What AI Estimation Does Not Replace

AI estimation is a tool for efficiency, not a substitute for engineering judgment. There are several things it cannot do:

Account for team-specific knowledge. The AI does not know that your senior backend engineer is on vacation next week, or that the payment module has not been touched in two years and has no test coverage. These factors affect effort but are not visible in the issue description.
Detect hidden dependencies. If completing issue A requires issue B to be done first, and that dependency is not documented, the AI will estimate A in isolation. Dependency mapping remains a human responsibility.
Replace the learning from estimation discussions. The most valuable part of planning poker is often the disagreement. When one engineer estimates 2 and another estimates 8, the ensuing discussion reveals mismatched assumptions about scope. AI estimates do not generate this kind of productive disagreement.

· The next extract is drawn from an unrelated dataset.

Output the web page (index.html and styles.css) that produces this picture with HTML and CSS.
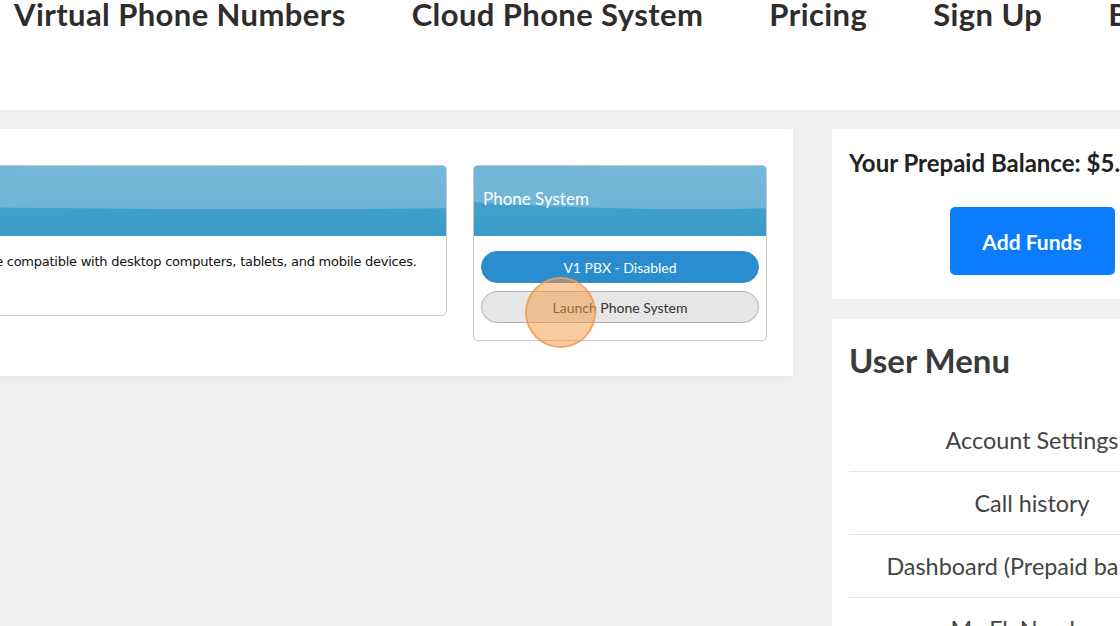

The right mental model is to treat AI estimates the way you would treat a junior team member's estimates: useful as a starting point, worth reviewing, and occasionally revealing insights you missed, but not authoritative on their own.

Getting Started

If your team currently spends more than 30 minutes per week on estimation, AI estimation will give you that time back. Start by ensuring your issues have clear descriptions since the quality of the estimate is directly proportional to the quality of the input. Vague one-line issues will get vague estimates, which is actually a useful signal that the issue needs refinement.

Configure your estimation scale in your tooling. ScrumChum reads configuration from a .scrumchum.yml file in your repository root, where you can set your preferred point scale and estimation behavior. You can then use /scrumchum estimate on any issue for an on-demand estimate, or let triage handle it automatically when new issues are created.

Estimation does not need to be painful, slow, or controversial. With AI providing a consistent baseline, your team can spend less time debating numbers and more time building software. The estimate is never the point. The shared understanding it creates is the point, and AI gets you to that understanding faster.